Placid Mavura, from Marymount Mission, became the first Zimbabwean to become a monk when he made his solemn commitment to live his life in the Benedictine monastery of Christ the Word at Monte Cassino, near Macheke, on 25 January 2014.
In a moving simple, yet solemn, ceremony he was welcomed into the community of St Laurence at Ampleforth, a village near York in the North of England, by the Abbot (father) of the community, Fr Cuthbert Madden. Christ the Word was founded by the community of Ampleforth in 1996 and will remain dependent on them until it attains viability as an independent abbey on its own.
Br Placid spent seven years in the monastery before taking this final step so is now well acquainted with the life of monks in a monastery.
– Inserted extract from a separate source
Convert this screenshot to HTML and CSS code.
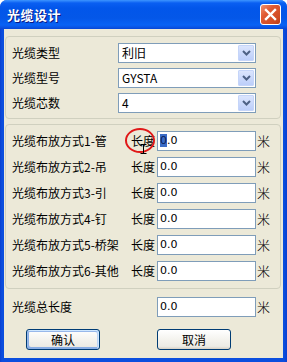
FILE: index.html
```html
<!DOCTYPE html>
<html lang="zh-CN">
<head>
    <meta charset="UTF-8">
    <title>光缆设计</title>
    <link rel="stylesheet" href="styles.css">
</head>
<body>
    <div class="window">
        <div class="titlebar">
            <span class="title">光缆设计</span>
            <span class="close">
                <svg width="13" height="13" viewBox="0 0 13 13"><path d="M2 2 L11 11 M11 2 L2 11" stroke="#fff" stroke-width="2.4" stroke-linecap="square"/></svg>
            </span>
        </div>
        <div class="client">
            <div class="group group-top">
                <div class="row">
                    <span class="label">光缆类型</span>
                    <div class="combo"><span class="value">利旧</span><span class="arrow"><svg width="9" height="6" viewBox="0 0 9 6"><path d="M1 1 L4.5 4.5 L8 1" fill="none" stroke="#4d6185" stroke-width="2"/></svg></span></div>
                </div>
                <div class="row">
                    <span class="label">光缆型号</span>
                    <div class="combo"><span class="value">GYSTA</span><span class="arrow"><svg width="9" height="6" viewBox="0 0 9 6"><path d="M1 1 L4.5 4.5 L8 1" fill="none" stroke="#4d6185" stroke-width="2"/></svg></span></div>
                </div>
                <div class="row">
                    <span class="label">光缆芯数</span>
                    <div class="combo"><span class="value">4</span><span class="arrow"><svg width="9" height="6" viewBox="0 0 9 6"><path d="M1 1 L4.5 4.5 L8 1" fill="none" stroke="#4d6185" stroke-width="2"/></svg></span></div>
                </div>
            </div>

            <div class="group group-lay">
                <div class="row">
                    <span class="label">光缆布放方式1-管</span>
                    <span class="len">长度</span>
                    <div class="field"><span class="sel">0</span>.0</div>
                    <span class="unit">米</span>
                    <span class="mark"></span>
                    <svg class="ibeam" width="7" height="10" viewBox="0 0 7 10"><path d="M0.5 0.5 H6.5 M3.5 0.5 V9.5 M0.5 9.5 H6.5" fill="none" stroke="#000" stroke-width="1"/></svg>
                </div>
                <div class="row">
                    <span class="label">光缆布放方式2-吊</span>
                    <span class="len">长度</span>
                    <div class="field">0.0</div>
                    <span class="unit">米</span>
                </div>
                <div class="row">
                    <span class="label">光缆布放方式3-引</span>
                    <span class="len">长度</span>
                    <div class="field">0.0</div>
                    <span class="unit">米</span>
                </div>
                <div class="row">
                    <span class="label">光缆布放方式4-钉</span>
                    <span class="len">长度</span>
                    <div class="field">0.0</div>
                    <span class="unit">米</span>
                </div>
                <div class="row">
                    <span class="label">光缆布放方式5-桥架</span>
                    <span class="len">长度</span>
                    <div class="field">0.0</div>
                    <span class="unit">米</span>
                </div>
                <div class="row">
                    <span class="label">光缆布放方式6-其他</span>
                    <span class="len">长度</span>
                    <div class="field">0.0</div>
                    <span class="unit">米</span>
                </div>
            </div>

            <div class="row total">
                <span class="label">光缆总长度</span>
                <div class="field">0.0</div>
                <span class="unit">米</span>
            </div>

            <div class="buttons">
                <span class="btn btn-default">确认</span>
                <span class="btn">取消</span>
            </div>
        </div>
    </div>
</body>
</html>
```

FILE: styles.css
```css
* {
    margin: 0;
    padding: 0;
    box-sizing: border-box;
}
body {
    width: 287px;
    height: 362px;
    font-family: "Noto Sans CJK SC", sans-serif;
    font-size: 12px;
    color: #000;
    background: #fff;
}
.window {
    width: 287px;
    height: 362px;
    display: flex;
    flex-direction: column;
    background: linear-gradient(to right, #0a3fd0, #0b4ede 2px, #0b4ede 284px, #0a3fd0);
    border-radius: 7px 7px 0 0;
    overflow: hidden;
}
.titlebar {
    height: 29px;
    flex: none;
    display: flex;
    align-items: center;
    justify-content: space-between;
    padding: 0 6px 0 7px;
    background: linear-gradient(to bottom, #3d95ff 0, #0a5ff2 3px, #0256ea 8px, #0457e8 18px, #0862f5 25px, #0a56e6 27px, #0646d6 29px);
}
.title {
    color: #fff;
    font-weight: bold;
    font-size: 13px;
    line-height: 16px;
    letter-spacing: 0.5px;
    text-shadow: 1px 1px #0a1883;
}
.close {
    width: 21px;
    height: 21px;
    display: flex;
    align-items: center;
    justify-content: center;
    border: 1px solid #fff;
    border-radius: 3px;
    background: linear-gradient(135deg, #f1926f 0, #e05a33 35%, #cf4a22 80%, #b63a17);
}
.client {
    flex: 1;
    margin: 0 4px 4px 4px;
    background: #ece9d8;
    display: flex;
    flex-direction: column;
}

.group {
    width: 276px;
    margin-left: 1px;
    border: 1px solid #d0d0bf;
    border-radius: 4px;
    display: flex;
    flex-direction: column;
    padding-left: 6px;
}
.group-top {
    margin-top: 7px;
    padding-top: 6px;
    padding-bottom: 5px;
    gap: 5px;
}
.group-lay {
    margin-top: 5px;
    padding-top: 6px;
    padding-bottom: 7px;
    gap: 6px;
}

.row {
    height: 20px;
    display: flex;
    align-items: center;
    position: relative;
}
.label {
    line-height: 14px;
    white-space: nowrap;
}
.group-top .label {
    width: 106px;
}
.group-lay .label {
    width: 118px;
}
.len {
    width: 27px;
    line-height: 14px;
    padding-left: 1px;
}

.combo {
    width: 138px;
    height: 20px;
    border: 1px solid #7f9db9;
    background: #fff;
    display: flex;
    align-items: center;
    justify-content: space-between;
    padding: 1px 1px 1px 3px;
}
.combo .value {
    line-height: 14px;
}
.arrow {
    width: 16px;
    height: 16px;
    display: flex;
    align-items: center;
    justify-content: center;
    border: 1px solid #c5d5f9;
    border-radius: 1px;
    background: linear-gradient(to bottom, #dbe5fd, #bccefa);
}

.field {
    width: 99px;
    height: 20px;
    border: 1px solid #7f9db9;
    background: #fff;
    padding-left: 2px;
    line-height: 18px;
    font-family: "DejaVu Sans", "Noto Sans CJK SC", sans-serif;
    font-size: 11px;
}
.sel {
    background: #3a6bc6;
    color: #0a1c55;
}
.unit {
    margin-left: 1px;
    line-height: 14px;
    font-size: 13px;
    font-weight: 300;
}
.mark {
    position: absolute;
    left: 113px;
    top: -3px;
    width: 30px;
    height: 25px;
    border: 2px solid #e01818;
    border-radius: 50%;
}
.ibeam {
    position: absolute;
    left: 128px;
    top: 13px;
}

.total {
    margin-top: 8px;
    padding-left: 8px;
}
.total .label {
    width: 145px;
}

.buttons {
    margin-top: 12px;
    display: flex;
    gap: 57px;
    padding-left: 22px;
}
.btn {
    width: 74px;
    height: 21px;
    display: flex;
    align-items: center;
    justify-content: center;
    line-height: 14px;
    border: 1px solid #003c74;
    border-radius: 3px;
    background: linear-gradient(to bottom, #fff, #f4f3ee 50%, #ecebe5 86%, #d8d0c4);
}
.btn-default {
    box-shadow: inset -1px 1px #cee7ff, inset 1px 2px #98b8ea, inset -2px 2px #bcd4f6, inset 1px -1px #89ade4, inset 2px -2px #89ade4;
}
```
It is a way of life that had its origins in Africa in the third and fourth century when Anthony of Egypt first laid down guidelines for those who sought to flee the distractions of the emerging cities of the late Roman Empire by devoting themselves to prayer in the desert.
Monasticism became the seedbed of some of the early pillars of the church like St Basil and three other great “fathers of the church” who were all called Gregory. Benedict himself lived about a century later and he provided a rule which gave identity, structure and inspiration to generations of monks. During the turbulent times of the seventh, eighth, ninth and tenth centuries it was the monasteries which provided the only schools then in existence and they preserved all the books where the ancient texts of the bible and commentaries, we now treasure, were preserved.
In modern times monasteries and monks have been frequently persecuted but this “trial by fire” led to a great rebirth of monastic life in the nineteenth century and, despite their commitment to a life of prayer, many of them became great missionaries as they felt the need to combine their contemplative life with some active involvement in the development of the lands in which they settled. In England, for example, Ampleforth and other monasteries ran renowned schools.
Our Marianhill priests and brothers started out as monks but Abbot Francis Pfanner decided in 1882 in South Africa that the needs of the gospel at that time demanded a hands-on-participation in the mission of the Church. Three years later he also founded the Precious Blood sisters with the same intention.
But even if monks did not make such a radical break with their original way of life as the Marianhills, they still became actively involved in different ways in the development of people.